LIBR 110: Information and Your Life
2025 Spring Mini-Session | Wednesdays, 1:00-2:30, January 22 – March 12 | Love Library South 224 | 1 credit, pass / no pass
Course Description
Facebook, TikTok, Instagram, and your roommate. Google (AI Overview), Google Scholar, news feeds, and your uncle at the holiday dinner table. In our lives today, there’s a lot of information vying for our attention, always. Everyday life requires that we navigate a complex and polluted information ecosystem that is ever-increasingly impacted by Artificial Intelligence and Generative AI. In our current context, how do we make decisions about what’s true and reliable; what sources of information we can trust; what we choose to share and what we choose to dismiss? How do we know when we have enough or the “right” kind of information to join the conversation on an important topic or issue? Or, to make informed decisions? About our health and hobbies? About our education, our civic engagement and our (current and future) workplaces?
In this course, we will examine the function of information in our daily lives. We will interrogate some of the systems that influence the creation and circulation of information, paying particular attention to how these forces impact our access, evaluation and use of information from day to day. Relying on our own experiences, interests and curiosity, together we will discover how information works and learn strategies to harness the power of information to the benefit of our world and our own lives.
Course Learning Goals
By the culmination of this course, you will be able to:
• Describe how information and information systems work, how they impact you and what you can do about it.
• Assess information in a complex information environment.
• Apply strategies related to information discovery, evaluation and use in contexts that are relevant in your life.
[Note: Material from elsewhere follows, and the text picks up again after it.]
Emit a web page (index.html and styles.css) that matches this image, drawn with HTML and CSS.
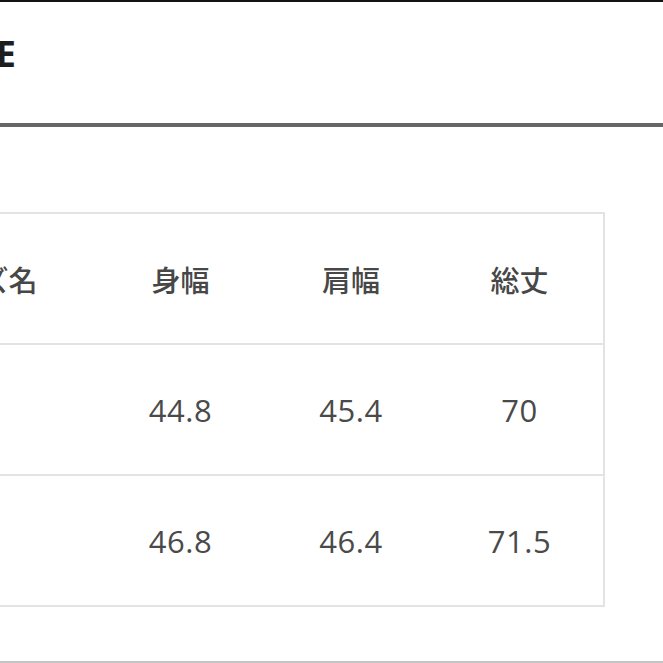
FILE: index.html
```html
<!DOCTYPE html>
<html lang="ja">
<head>
<meta charset="utf-8">
<link rel="stylesheet" href="styles.css">
</head>
<body>
<div class="page">
  <div class="title-bar">
    <div class="title-clip"><span class="title">SIZE</span></div>
  </div>
  <div class="rule"></div>
  <div class="table-area">
    <div class="size-table">
      <div class="row head">
        <div class="cell name">サイズ名</div>
        <div class="cell">身幅</div>
        <div class="cell">肩幅</div>
        <div class="cell">総丈</div>
      </div>
      <div class="row">
        <div class="cell name">M</div>
        <div class="cell num">44.8</div>
        <div class="cell num">45.4</div>
        <div class="cell num">70</div>
      </div>
      <div class="row last">
        <div class="cell name">L</div>
        <div class="cell num">46.8</div>
        <div class="cell num">46.4</div>
        <div class="cell num">71.5</div>
      </div>
    </div>
  </div>
  <div class="bottom-line"></div>
</div>
</body>
</html>
```

FILE: styles.css
```css
html, body {
  margin: 0;
  padding: 0;
  background: #ffffff;
}

.page {
  width: 663px;
  height: 663px;
  overflow: hidden;
  border-top: 2px solid #141414;
  box-sizing: border-box;
  display: flex;
  flex-direction: column;
  font-family: "Noto Sans CJK JP", "Open Sans", sans-serif;
}

.title-bar {
  height: 121px;
  flex: none;
  display: flex;
  align-items: flex-start;
  padding-top: 27px;
  box-sizing: border-box;
}

.title-clip {
  width: 16px;
  display: flex;
  justify-content: flex-end;
}

.title {
  font-family: "Open Sans", sans-serif;
  font-weight: 700;
  font-size: 36px;
  line-height: 50px;
  color: #1e1e1e;
  white-space: nowrap;
}

.rule {
  height: 4px;
  flex: none;
  background: #666666;
}

.table-area {
  flex: none;
  padding-top: 85px;
}

.size-table {
  margin-left: -137px;
  width: 742px;
  border: 2px solid #e3e3e3;
  box-sizing: border-box;
}

.row {
  display: grid;
  grid-template-columns: 230px 171px 170px 167px;
  height: 131px;
  border-bottom: 2px solid #e3e3e3;
  box-sizing: border-box;
}

.row.last {
  border-bottom: none;
  height: 129px;
}

.cell {
  display: flex;
  align-items: center;
  justify-content: center;
  font-size: 29px;
  font-weight: 500;
  color: #474747;
}

.cell.num {
  font-family: "Open Sans", sans-serif;
  font-size: 31px;
  font-weight: 400;
  letter-spacing: 0.5px;
  color: #4a4a4a;
}

.bottom-line {
  margin-top: auto;
  height: 2px;
  background: #c4c4c4;
  flex: none;
}
```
Possible Topics & Course Units
• Using information to make critical life decisions
• Navigating medical information
• Assessing information for financial decisions
• Researching for political purposes such as civic and community engagement
• Understanding the social construction of information and trust
• Debating ethical information use, information persuasion and information addiction
• Identifying professional information practices
• Examining and experimenting with Artificial Intelligence and other technologies
Course Materials
There is no required text to purchase for this course. Instead, we will rely on articles, videos, podcasts, case studies, and lectures which you will be able to access online (and when relevant, print, if you wish) via Canvas. I will also encourage and rely on you to find and share relevant articles and media throughout the course, as we explore course topics together.